As relationships build, OneChild and their Youth Squad plan to seek more values-aligned corporate and government sponsorships to scale their in-school program to other underserved parts of the province of Ontario (where 2/3 of all abuse cases in Canada exist), and other provinces in Canada. Cheryl and her organization are targeting the provincial Ministries of Education, Minis-tries of Children, Community and Social Services, and Anti-Trafficking Coordination Offices to demonstrate how OneChild’s “Break the Chains” school programming and youth-led partnerships prevent child sex trafficking and advance provincial curriculum objectives. In 2021, OneChild joined forces with Ontario Physical Education Curriculum to co-apply for provincial funding to create a 7th and 8th-grade gym curriculum around SEC prevention. Internationally, OneChild plans to join ECPAT, a worldwide network of over 100 organizations working to end SEC, so that they can share knowledge and resources for prevention as well as build their growing movement of young people and adult allies. Together, these strategies are putting Cheryl on track to her end goal: to build young people’s capacity to protect themselves and their peers in the fight against SEC and to be advocates for the change they wish to see.

THE PERSON

In 2001, at age 16, Cheryl learned about the child sex trade while researching for a high school project. She recalls being filled with anger that people were exploiting children her age and younger in such a heinous way, and she resolved to stop it. Realizing that her native country, Sri Lanka, was considered a “pedophile’s paradise”—with 40,000 sexually exploited children— she decided at 17 to organize a solo, three-and-a-half month, fact-finding mission to Sri Lanka. She wanted to consult child victims, social workers, NGO workers, law enforcement, and government officials to get an insider’s look into the child sex trade.

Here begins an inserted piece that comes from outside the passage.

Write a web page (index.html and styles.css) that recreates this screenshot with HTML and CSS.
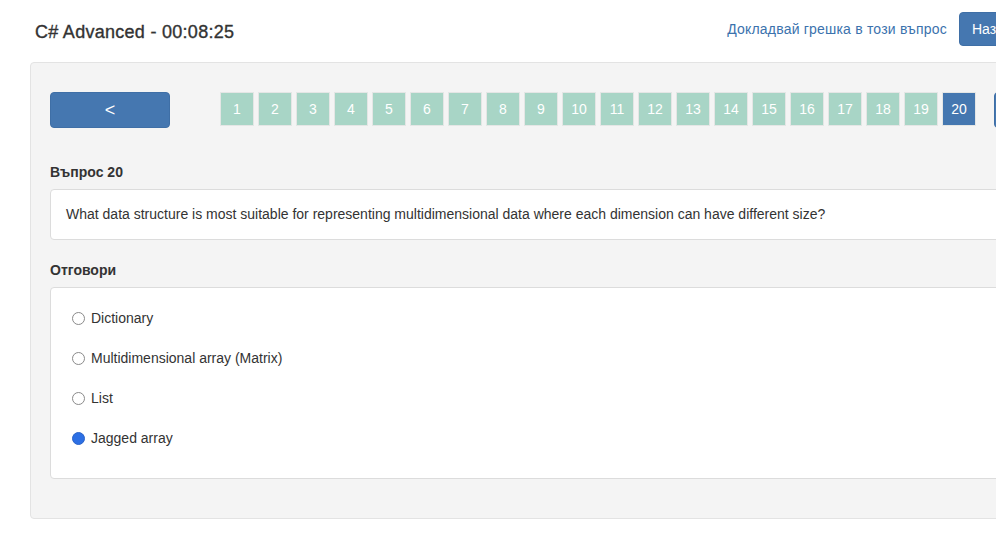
FILE: index.html
```html
<!DOCTYPE html>
<html lang="bg">
<head>
<meta charset="utf-8">
<title>C# Advanced</title>
<link rel="stylesheet" href="styles.css">
</head>
<body>
<div class="page">
  <header class="topbar">
    <h1 class="title">C# Advanced - 00:08:25</h1>
    <div class="actions">
      <a class="report" href="#">Докладвай грешка в този въпрос</a>
      <button class="btn btn-top">Назад</button>
    </div>
  </header>
  <section class="well">
    <nav class="nav-row">
      <button class="btn btn-nav">&lt;</button>
      <ul class="pager">
        <li class="pg">1</li><li class="pg">2</li><li class="pg">3</li><li class="pg">4</li><li class="pg">5</li>
        <li class="pg">6</li><li class="pg">7</li><li class="pg">8</li><li class="pg">9</li><li class="pg">10</li>
        <li class="pg">11</li><li class="pg">12</li><li class="pg">13</li><li class="pg">14</li><li class="pg">15</li>
        <li class="pg">16</li><li class="pg">17</li><li class="pg">18</li><li class="pg">19</li><li class="pg active">20</li>
      </ul>
      <button class="btn btn-nav">&gt;</button>
    </nav>
    <h2 class="label label-q">Въпрос 20</h2>
    <div class="box question">What data structure is most suitable for representing multidimensional data where each dimension can have different size?</div>
    <h2 class="label label-a">Отговори</h2>
    <div class="box answers">
      <label class="answer"><input type="radio" name="a" class="radio"><span>Dictionary</span></label>
      <label class="answer"><input type="radio" name="a" class="radio"><span>Multidimensional array (Matrix)</span></label>
      <label class="answer"><input type="radio" name="a" class="radio"><span>List</span></label>
      <label class="answer"><input type="radio" name="a" class="radio" checked><span>Jagged array</span></label>
    </div>
  </section>
</div>
</body>
</html>
```

FILE: styles.css
```css
* { box-sizing: border-box; }
html, body {
  margin: 0;
  padding: 0;
  background: #fff;
  overflow: hidden;
}
body {
  font-family: "Liberation Sans", Arial, Helvetica, sans-serif;
  font-size: 14px;
  line-height: 20px;
  color: #333;
}
.page {
  width: 1200px;
  padding-left: 30px;
}
.topbar {
  display: flex;
  align-items: center;
  justify-content: space-between;
  width: 1140px;
  padding: 12px 0 0 5px;
  height: 46px;
  margin-bottom: 16px;
}
.title {
  margin: 0;
  padding-top: 5px;
  font-size: 18px;
  font-weight: normal;
  line-height: 24px;
  letter-spacing: 0.28px;
  color: #333;
  -webkit-text-stroke: 0.35px #333;
}
.actions {
  display: flex;
  align-items: center;
  gap: 12px;
  margin-left: auto;
  margin-right: 131px;
}
.report {
  color: #3b72ad;
  text-decoration: none;
  font-size: 14px;
  letter-spacing: 0.2px;
}
.btn {
  border: 1px solid #3f6fa6;
  background: #4577b0;
  color: #fff;
  font-family: inherit;
  font-size: 14px;
  border-radius: 4px;
  cursor: pointer;
  padding: 0;
}
.btn-top {
  height: 34px;
  padding: 0 12px;
  width: 80px;
  text-align: left;
}
.well {
  width: 1140px;
  background: #f4f4f4;
  border: 1px solid #e3e3e3;
  border-radius: 4px;
  padding: 29px 19px 39px;
}
.nav-row {
  display: flex;
  align-items: flex-start;
}
.btn-nav {
  width: 120px;
  height: 36px;
  font-size: 18px;
}
.pager {
  display: flex;
  gap: 4px;
  list-style: none;
  margin: 0 18px 0 50px;
  padding: 0;
}
.pg {
  width: 34px;
  height: 34px;
  display: flex;
  align-items: center;
  justify-content: center;
  background: #a8d5c6;
  border: 1px solid #e4e6e5;
  color: #fff;
  font-size: 14px;
}
.pg.active {
  background: #4577b0;
}
.label {
  margin: 0;
  font-size: 14px;
  font-weight: bold;
  line-height: 20px;
  color: #333;
}
.label-q { margin-top: 34px; margin-bottom: 7px; }
.label-a { margin-top: 20px; margin-bottom: 7px; }
.box {
  background: #fff;
  border: 1px solid #dcdcdc;
  border-radius: 4px;
}
.question {
  padding: 14px 15px 15px;
}
.answers {
  padding: 10px 20px 20px 21px;
}
.answer {
  display: flex;
  align-items: center;
  height: 40px;
}
.radio {
  appearance: none;
  -webkit-appearance: none;
  width: 13px;
  height: 13px;
  margin: 0 6px 0 0;
  border: 1px solid #8a8a8a;
  border-radius: 50%;
  background: #fff;
}
.radio:checked {
  background: #2c6fe4;
  border-color: #2a63c8;
}
```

When Cheryl arrived in Sri Lanka, she contacted and managed to partner with the National Child Protection Authority and convinced them to let her play the main role of the decoy—a sexually exploited teen in an undercover sting operation. The operation was successful and ended in the apprehension of a 40-year-old Canadian perpetrator and father of two. During her stay, Cheryl brought her experiences from meeting various stakeholders, as well as going undercover, to a meeting with the Advisor to the President of Sri Lanka on Social Infrastructure. At the conclusion of this meeting, the President offered Cheryl a place in the Presidential Secretariat to serve as the President of Sri Lanka’s Nominee on Child Protection and asked her to assist them with building a children’s parliament as well.

Through her discussions with the children, Cheryl learned about their suffering, as well as the change they wished to see. During that trip, Cheryl made a silent promise to every child she met that she would do everything in her power to fight for their rights. By going undercover, Cheryl understood—even for just a sliver of a moment—how it felt to have one’s childhood commodified. These experiences motivated Cheryl to return to Canada to start her years-long journey of bootstrapping, while working at McDonald's, to launch OneChild from her parents' basement. Cheryl’s commitment was solidified in her early years when she partnered with the PREDA Foundation in the Philippines to construct a rehabilitation center for rescued girls and with Action Pour Les Enfants to build a prevention education and training center for law enforcement in Cambodia. Cheryl is committed to using OneChild as a means to empower young people to protect their rights.